1. Make it Work for Women.
Researchers from John Pucher to the folks at the Association of Pedestrian and Bicycle Professionals say the same thing - women are the indicator species for a well-functioning bicycle infrastructure. And here's what women want: cycle tracks - bike pathways that are physically separated from car and truck traffic. Unfortunately, cycle tracks are more expensive than simple painted bike lanes or sharrows, because they can involve breaking up sidewalks and planting physical barriers between the flow of car traffic and the cyclists. Another way to get women, especially women of all colors and younger women, out there is to sponsor more programs that emphasize the joy of biking.
2. Do That Bike Share Thing. Right Now.
Vélib in Paris is still the best example of a bike share that began a significant change in a city's cycling habits. Paris' iconic bike share program is now a firm part of the image of the city, and has been extended out to the suburbs. But you don't need to be Paris to have a successful bike share - Washington D.C. started almost pitifully small with its bike share program but managed to capture the imagination of locals, and now its share is also expanding to include outer areas of the city - plus D.C. has a spanking new bike lane smack dab in the middle of Pennsylvania Avenue. Perhaps it's nothing more than serendipity, but a bike share is the most obvious way for a city to show its serious about attracting cycling. Cities strapped for cash can follow London's lead and get sponsored.
3. E-Bikes Are One Less Car. Support Them.
Cycling purists tend to metaphorically spit on the likes of the electric bike enthusiasts. "Cheaters" is the most common epithet thrown at e-bikers on the bike path. But as Portland has learned, once you have early adopters of cycling out on the streets, you need to tap that core of a city population that is interested in cycling, but concerned about safety and some of the other hurdles hindering biking. E-bikes have their issues, but they provide mobility to those not ready for their first century ride or road race, i.e. the rest of the potential cycling public. A solar canopy sponsored by someone like Sanyo and shared by e-bikes and electric cars is another good goodwill offering to "One Less Car, Too" e-bikers.
4. Have a Pedalpalooza.
Currently running in Portland is a seventeen day long progressive bike festival known as Pedalpalooza. A loose conglomeration of more than 250 events, Pedalpalooza or a similar set of events allow different types of riders to find their tribe. In Portland, that can be anything from tall-bike-riding cyclists jousting with padded sticks, to "pretty panty" riders showing off their underwear, to naked cycling enthusiasts painted up and baring it all, to local city entrepreneurs networking while taking a spin through the city. Events are key to Portland's bike-friendly camaraderie and they can help new cyclists get a feeling for the city streets in a slightly-safer atmosphere. And a city doesn't need to start big - one or a series of Cyclovia-style events will almost certainly bring out riders and pedestrians to take back the streets...if only for a few hours.

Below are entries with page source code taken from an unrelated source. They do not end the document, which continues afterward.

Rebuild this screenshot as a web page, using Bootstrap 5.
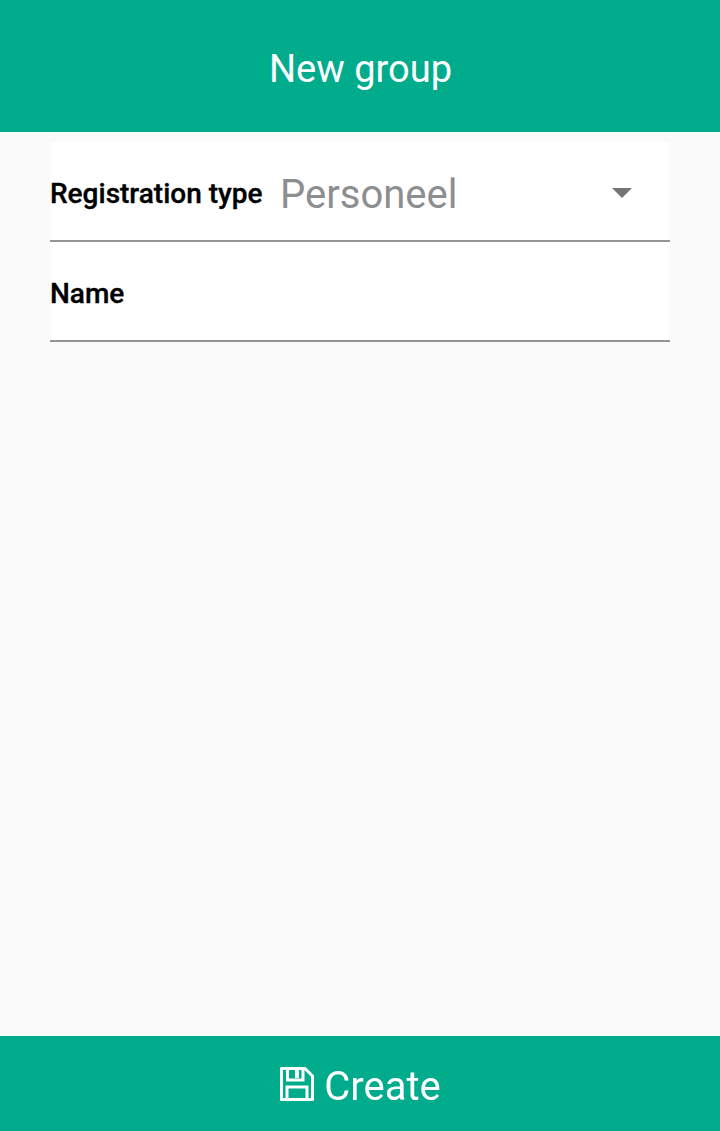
<!DOCTYPE html>
<html><head><meta charset="utf-8">
<link href="https://cdn.jsdelivr.net/npm/bootstrap@5.3.0/dist/css/bootstrap.min.css" rel="stylesheet">
<style>
html,body{height:100%}
body{font-family:Roboto,sans-serif;background:#fafafa}
.shell{height:1131px;will-change:opacity}
.topbar{height:132px;background:#00ac8c;font-size:38px;line-height:1;padding-top:6px;padding-left:1px}
.formrow{height:100px;border-bottom:2px solid #949494;padding-top:5px}
.formwrap{margin:10px 50px 0}
.lbl{font-size:28px;font-weight:500;color:#000;width:231px;flex:none;-webkit-text-stroke:.35px #000}
.val{font-size:40px;color:#8d8e8f;margin-left:-1px;padding-top:2px}
.caret-shape{width:0;height:0;border-left:10px solid transparent;border-right:10px solid transparent;border-top:10px solid #757575;margin-right:38px;margin-top:-1px}
.bottombar{height:95px;background:#00ac8c;font-size:40px;gap:9px;padding-top:6px}
.disk{margin-top:-5px}
</style></head>
<body>
<div class="shell d-flex flex-column">
<header class="topbar d-flex align-items-center justify-content-center text-white">New group</header>
<main class="flex-grow-1">
<div class="formwrap bg-white">
<div class="formrow d-flex align-items-center"><span class="lbl">Registration type</span><span class="val flex-grow-1">Personeel</span><span class="caret-shape"></span></div>
<div class="formrow d-flex align-items-center"><span class="lbl">Name</span></div>
</div>
</main>
<footer class="bottombar d-flex align-items-center justify-content-center text-white">
<svg class="disk" width="36" height="36" viewBox="0 0 36 36" fill="none" stroke="#fff" stroke-width="3"><path d="M2.500 2.500H26L33.500 10V33.500H2.500z" stroke-linejoin="round"/><path d="M8.500 3V14H24V3"/><path d="M8 33V21H28V33"/><path fill="#fff" stroke="none" d="M16 3h4v9h-4z"/></svg>
<span>Create</span>
</footer>
</div>
<script src="https://cdn.jsdelivr.net/npm/bootstrap@5.3.0/dist/js/bootstrap.bundle.min.js"></script>
</body></html>
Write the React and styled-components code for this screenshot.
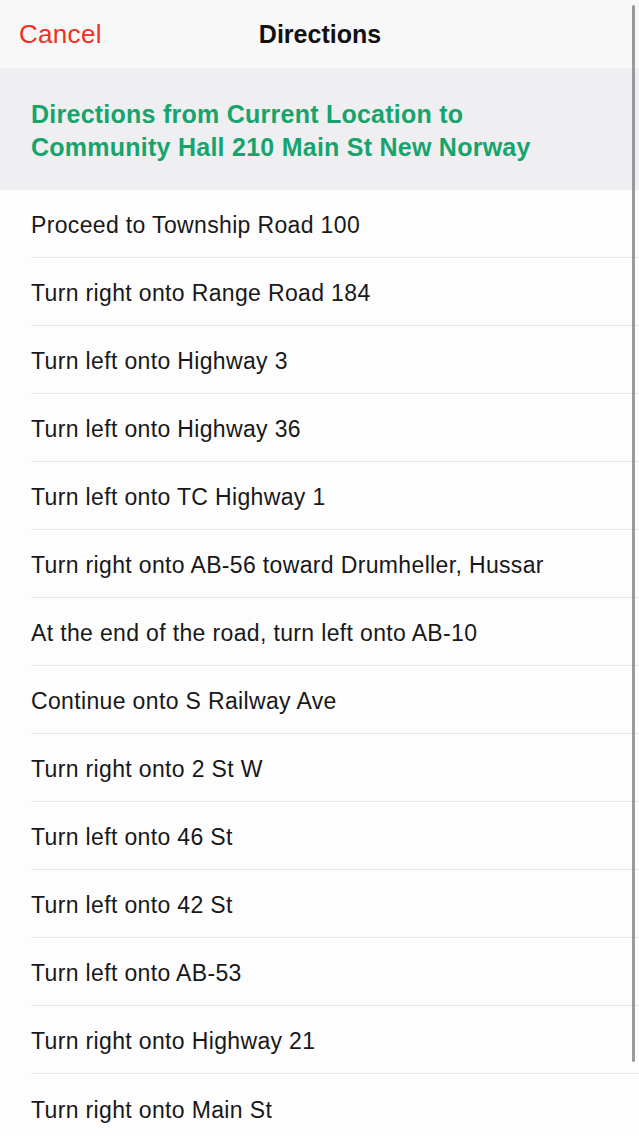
import styled, { createGlobalStyle } from "styled-components";

const steps = [
  "Proceed to Township Road 100",
  "Turn right onto Range Road 184",
  "Turn left onto Highway 3",
  "Turn left onto Highway 36",
  "Turn left onto TC Highway 1",
  "Turn right onto AB-56 toward Drumheller, Hussar",
  "At the end of the road, turn left onto AB-10",
  "Continue onto S Railway Ave",
  "Turn right onto 2 St W",
  "Turn left onto 46 St",
  "Turn left onto 42 St",
  "Turn left onto AB-53",
  "Turn right onto Highway 21",
  "Turn right onto Main St",
];

export default function App() {
  return (
    <>
      <GlobalStyle />
      <Screen>
        <NavBar>
          <CancelButton type="button">Cancel</CancelButton>
          <NavTitle>Directions</NavTitle>
        </NavBar>
        <Banner>
          Directions from Current Location to
          <br />
          Community Hall 210 Main St New Norway
        </Banner>
        <StepList>
          {steps.map((step, i) => (
            <StepRow key={i} $last={i === steps.length - 1}>
              {step}
            </StepRow>
          ))}
        </StepList>
        <ScrollIndicator />
      </Screen>
    </>
  );
}

const GlobalStyle = createGlobalStyle`
  html, body {
    margin: 0;
    padding: 0;
    background: #fdfdfd;
    font-family: "Liberation Sans", Arial, sans-serif;
  }
  * { box-sizing: border-box; }
`;

const Screen = styled.div`
  position: relative;
  width: 639px;
  height: 1136px;
  overflow: hidden;
  background: #fdfdfd;
  display: flex;
  flex-direction: column;
`;

const NavBar = styled.div`
  height: 68px;
  flex-shrink: 0;
  background: #f8f8f9;
  display: flex;
  align-items: center;
  justify-content: center;
  position: relative;
`;

const CancelButton = styled.button`
  position: absolute;
  left: 19px;
  top: 50%;
  transform: translateY(-50%);
  background: none;
  border: none;
  padding: 0;
  font-family: "Liberation Sans", Arial, sans-serif;
  font-size: 26px;
  letter-spacing: 0.3px;
  color: #f0301c;
`;

const NavTitle = styled.div`
  font-size: 25px;
  font-weight: 700;
  color: #111;
  margin-left: 1px;
`;

const Banner = styled.div`
  height: 122px;
  flex-shrink: 0;
  background: #efeff1;
  padding: 30px 0 0 31px;
  color: #16a46d;
  font-size: 25px;
  font-weight: 700;
  letter-spacing: 0.25px;
  line-height: 33px;
`;

const StepList = styled.div`
  display: flex;
  flex-direction: column;
`;

const StepRow = styled.div`
  height: 68px;
  flex-shrink: 0;
  margin-left: 31px;
  padding-top: 4px;
  display: flex;
  align-items: center;
  font-size: 23px;
  letter-spacing: 0.35px;
  color: #181818;
  border-bottom: ${(p) => (p.$last ? "none" : "1.5px solid #e6e6e8")};
`;

const ScrollIndicator = styled.div`
  position: absolute;
  top: 5px;
  right: 4px;
  width: 3px;
  height: 1057px;
  border-radius: 2px;
  background: #9a9a9c;
`;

5. Slow and Steady Arrives Alive.
What many road-raged car drivers don't seem to realize is that cyclists can make the streets safer for everyone. That's because those pesky people on bicycles are a very visceral way to calm traffic. And slow traffic is safer traffic - speed limits of 20 miles per hour inside a city's inner limits can reduce traffic fatalities to next to nil because drivers have time to stop before they hit a cyclist...or a child. Portland is pursuing lower speed limits on some of the streets where it will implement bike "boulevards" - those are shared bike and car paths with street markings called sharrows or painted lanes - in order to give new cyclists the additional perception of safety they crave.
6. Re-purpose a Little-Used Stadium as a Velodrome.
One problem Portland realizes it has but doesn't quite know how to fix is putting together diverse bike subcultures into a unified voice for urban cycling. Road-race style cyclists and speeding messengers definitely were the first to take to the streets and more or less make them safer for the rest of us to get out on our bikes, and we owe them a debt of gratitude for reversing the still-prevalent trend of giving over city streets to King Car. But using the morning rush hour to do a training ride doesn't jibe with a making the inner city bike lanes friendly for the multiple styles and speeds of the next wave of bikers.
While it isn't the only solution, re-making under-used city facilities into a space for a Velodrome for track-style bicycle racing is one way to boost the profile of sporty cycling at the same time that a city tries to foster good manners and civilized speeds on the streets of the inner city.